Bay Tree, Laurus Nobilis

Bay Tree, Laurus Nobilis

The bay tree is the classic doorway evergreen — aromatic, dense, endlessly clippable, and the same plant whose leaves flavour your cooking. Give it sun, shelter and a good pot and it will hold its form for decades.

Position

Full sun to light shade, with shelter from cold winter winds — the wind, more than the cold itself, is what browns bay leaves in a British winter. A porch, a courtyard, a spot against the house wall are all ideal. Pairs flanking an entrance is the look for a reason: it works.

Hardiness

Hardy to around −8°C in a sheltered spot.

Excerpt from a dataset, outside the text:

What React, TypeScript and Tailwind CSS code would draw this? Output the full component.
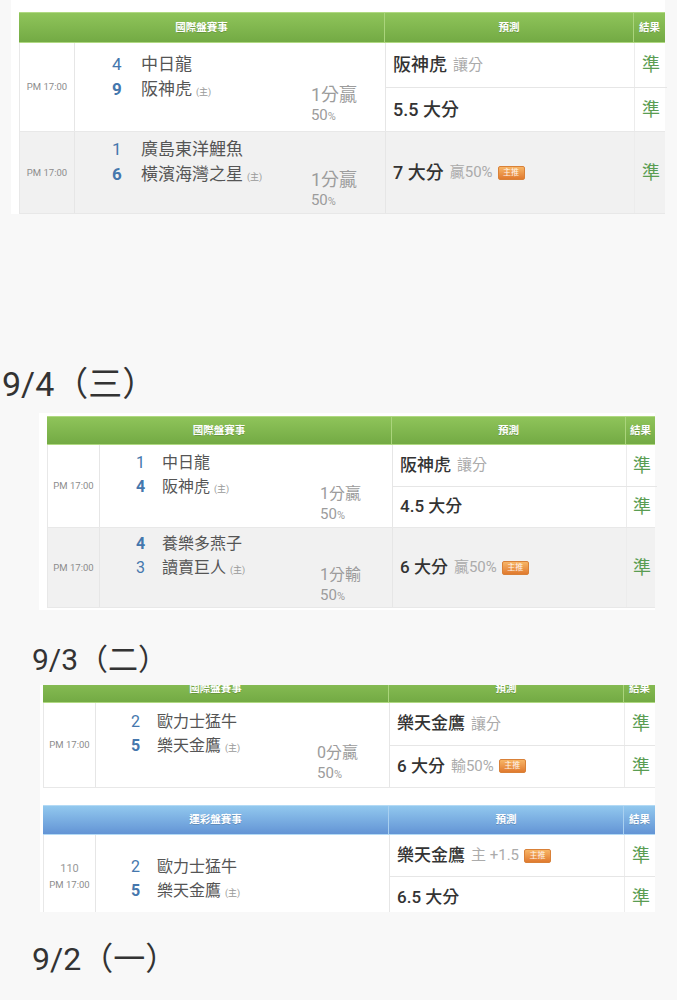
type Team = { no: string; name: string; bold?: boolean; host?: boolean };
type Pred = { main: string; note?: string; badge?: boolean };
type Game = {
  time: string[];
  teams: Team[];
  line?: [string, string];
  preds: Pred[];
  shade?: boolean;
  h: string;
};
type Cols = {
  time: string;
  match: string;
  pred: string;
  result: string;
  head: string;
  padL: string;
  padR: string;
};

const wide: Cols = {
  time: 'w-[55px]',
  match: 'w-[310px]',
  pred: 'w-[249px]',
  result: 'w-[32px]',
  head: 'w-[365px]',
  padL: 'pl-[37px]',
  padR: 'pr-[28px]',
};

const mid: Cols = {
  time: 'w-[52px]',
  match: 'w-[292px]',
  pred: 'w-[234px]',
  result: 'w-[30px]',
  head: 'w-[344px]',
  padL: 'pl-[36px]',
  padR: 'pr-[31px]',
};

const narrow: Cols = {
  time: 'w-[52px]',
  match: 'w-[293px]',
  pred: 'w-[235px]',
  result: 'w-[32px]',
  head: 'w-[345px]',
  padL: 'pl-[35px]',
  padR: 'pr-[31px]',
};

function Badge() {
  return (
    <span className="ml-[5px] inline-flex h-[14px] w-[27px] items-center justify-center rounded-[2px] border border-[#d98138] bg-gradient-to-b from-[#f7b566] to-[#e07a2e] text-[8px] leading-none text-white/90">
      主推
    </span>
  );
}

function Header({
  cols,
  title,
  blue,
  h,
}: {
  cols: Cols;
  title: string;
  blue?: boolean;
  h: string;
}) {
  const tone = blue
    ? 'from-[#92c8ee] to-[#6394d5] border-[#b3daf5]'
    : 'from-[#8fc45a] to-[#73aa44] border-[#b0d982]';
  const line = blue ? 'border-[#a9d0f0]' : 'border-[#aad47c]';
  return (
    <div
      className={`flex ${h} border-t border-b bg-gradient-to-b ${tone} text-[10.5px] font-bold text-white [text-shadow:0_1px_0_rgba(0,0,0,0.18)]`}
    >
      <div className={`${cols.head} flex items-center justify-center`}>{title}</div>
      <div className={`${cols.pred} flex items-center justify-center border-l ${line}`}>
        預測
      </div>
      <div className={`${cols.result} flex items-center justify-center border-l ${line}`}>
        結果
      </div>
    </div>
  );
}

function Row({ cols, game, big }: { cols: Cols; game: Game; big?: boolean }) {
  const nameSize = big
    ? 'text-[17px] leading-[25px] h-[25px]'
    : 'text-[16px] leading-[24px] h-[24px]';
  const numWidth = big ? 'w-[29px]' : 'w-[26px]';
  const predSize = big ? 'text-[18px]' : 'text-[17px]';
  const lineSize = big ? 'text-[18px]' : 'text-[16px]';
  return (
    <div
      className={`flex ${game.h} border-b border-l border-[#e8e8e8] ${
        game.shade ? 'bg-[#f1f1f1]' : 'bg-white'
      }`}
    >
      <div
        className={`${cols.time} flex shrink-0 flex-col items-center justify-center gap-[6px] border-r border-[#e6e6e6] text-[9.5px] leading-none text-[#8c8c8c]`}
      >
        {game.time.map((t) => (
          <span key={t} className={t === '110' ? 'text-[11px] text-[#999]' : ''}>
            {t}
          </span>
        ))}
      </div>
      <div
        className={`${cols.match} ${cols.padL} ${cols.padR} flex shrink-0 items-center pt-[4px]`}
      >
        <div className="flex w-full">
          <div className="flex flex-col">
            {game.teams.map((t) => (
              <div key={t.name} className={`flex items-baseline ${nameSize}`}>
                <span className={`${numWidth} text-[#4577ad] ${t.bold ? 'font-bold' : ''}`}>
                  {t.no}
                </span>
                <span className="text-[#555]">{t.name}</span>
                {t.host && <span className="ml-[4px] text-[9px] text-[#999]">(主)</span>}
              </div>
            ))}
          </div>
          {game.line && (
            <div className="ml-auto flex flex-col pt-[32px] text-[#9c9c9c]">
              <span className={`${lineSize} leading-[21px]`}>{game.line[0]}</span>
              <span className="text-[15px] leading-[20px]">
                {game.line[1]}
                <span className="text-[11px]">%</span>
              </span>
            </div>
          )}
        </div>
      </div>
      <div className="flex flex-col border-l border-[#e6e6e6]">
        {game.preds.map((p, i) => (
          <div
            key={p.main}
            className={`flex flex-1 ${i > 0 ? 'border-t border-[#e6e6e6]' : ''}`}
          >
            <div
              className={`${cols.pred} flex items-center border-r border-[#ececec] pl-[7px]`}
            >
              <span className={`${predSize} font-medium text-[#333]`}>{p.main}</span>
              {p.note && (
                <span className="ml-[6px] text-[15px] text-[#ababab]">{p.note}</span>
              )}
              {p.badge && <Badge />}
            </div>
            <div
              className={`${cols.result} flex items-center justify-center text-[18px] text-[#5a9d52]`}
            >
              準
            </div>
          </div>
        ))}
      </div>
    </div>
  );
}

function DateTitle({ text, cls }: { text: string; cls: string }) {
  return <div className={`${cls} text-[#333]`}>{text}</div>;
}

const first: Game[] = [
  {
    time: ['PM 17:00'],
    teams: [
      { no: '4', name: '中日龍' },
      { no: '9', name: '阪神虎', bold: true, host: true },
    ],
    line: ['1分贏', '50'],
    preds: [{ main: '阪神虎', note: '讓分' }, { main: '5.5 大分' }],
    h: 'h-[89px]',
  },
  {
    time: ['PM 17:00'],
    teams: [
      { no: '1', name: '廣島東洋鯉魚' },
      { no: '6', name: '橫濱海灣之星', bold: true, host: true },
    ],
    line: ['1分贏', '50'],
    preds: [{ main: '7 大分', note: '贏50%', badge: true }],
    shade: true,
    h: 'h-[82px]',
  },
];

const second: Game[] = [
  {
    time: ['PM 17:00'],
    teams: [
      { no: '1', name: '中日龍' },
      { no: '4', name: '阪神虎', bold: true, host: true },
    ],
    line: ['1分贏', '50'],
    preds: [{ main: '阪神虎', note: '讓分' }, { main: '4.5 大分' }],
    h: 'h-[83px]',
  },
  {
    time: ['PM 17:00'],
    teams: [
      { no: '4', name: '養樂多燕子', bold: true },
      { no: '3', name: '讀賣巨人', host: true },
    ],
    line: ['1分輸', '50'],
    preds: [{ main: '6 大分', note: '贏50%', badge: true }],
    shade: true,
    h: 'h-[80px]',
  },
];

const third: Game = {
  time: ['PM 17:00'],
  teams: [
    { no: '2', name: '歐力士猛牛' },
    { no: '5', name: '樂天金鷹', bold: true, host: true },
  ],
  line: ['0分贏', '50'],
  preds: [{ main: '樂天金鷹', note: '讓分' }, { main: '6 大分', note: '輸50%', badge: true }],
  h: 'h-[85px]',
};

const fourth: Game = {
  time: ['110', 'PM 17:00'],
  teams: [
    { no: '2', name: '歐力士猛牛' },
    { no: '5', name: '樂天金鷹', bold: true, host: true },
  ],
  preds: [{ main: '樂天金鷹', note: '主 +1.5', badge: true }, { main: '6.5 大分' }],
  h: 'h-[84px]',
};

export default function App() {
  return (
    <div className="h-[1000px] w-[677px] overflow-hidden bg-[#f8f8f8] font-[family-name:Roboto,'Noto_Sans_CJK_TC',sans-serif]">
      <div className="ml-[11px] w-[654px] bg-white pl-[8px] pt-[12px]">
        <Header cols={wide} title="國際盤賽事" h="h-[31px]" />
        {first.map((g) => (
          <Row key={g.teams[0].name} cols={wide} game={g} big />
        ))}
      </div>

      <DateTitle
        text="9/4（三）"
        cls="mt-[150px] ml-[2px] h-[40px] text-[34px] leading-[40px]"
      />

      <div className="mt-[9px] ml-[39px] w-[616px] bg-white pb-[2px] pl-[8px] pt-[3px]">
        <Header cols={mid} title="國際盤賽事" h="h-[29px]" />
        {second.map((g) => (
          <Row key={g.teams[0].name} cols={mid} game={g} />
        ))}
      </div>

      <DateTitle
        text="9/3（二）"
        cls="mt-[32px] ml-[32px] h-[36px] text-[30px] leading-[36px]"
      />

      <div className="mt-[7px] ml-[40px] h-[227px] w-[615px] overflow-hidden bg-white pl-[3px]">
        <div className="-mt-[11px]">
          <Header cols={narrow} title="國際盤賽事" h="h-[29px]" />
        </div>
        <Row cols={narrow} game={third} />
        <div className="h-[17px] bg-white" />
        <Header cols={narrow} title="運彩盤賽事" blue h="h-[30px]" />
        <Row cols={narrow} game={fourth} />
      </div>

      <DateTitle
        text="9/2（一）"
        cls="mt-[28px] ml-[32px] h-[38px] text-[32px] leading-[38px]"
      />
    </div>
  );
}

In a hard freeze the leaves may scorch, but established plants regrow from the stems in spring. Potted bays are more vulnerable at the roots than in the leaves — in a prolonged deep freeze, wrap the pot (not the plant) in fleece or hessian, or shuffle it into a porch or against the house for the worst of it.

Watering

In a pot, water regularly through spring and summer — the rootball dries faster than you'd think under that dense canopy, and rain often never reaches it. Ease right off in winter; cold and wet together is the combination bay dislikes most. Make sure the pot drains freely and stands on feet.

Feeding

A balanced feed in spring and again in midsummer keeps potted bay deep green. Yellowing leaves are usually hunger or waterlogging rather than disease.

Clipping

Clip to shape twice a year — late spring and late summer — with secateurs rather than shears if you have the patience, cutting just above a leaf so no cut edges show. Bay responds brilliantly and holds a crisp ball, cone or lollipop between trims.

Good to know

The clippings are the herb: dry the leaves for the kitchen. In pots, repot every two to three years into a loam-based compost (John Innes No.3) one size up — a bay that's been in the same compost for years will quietly starve no matter how much you feed it.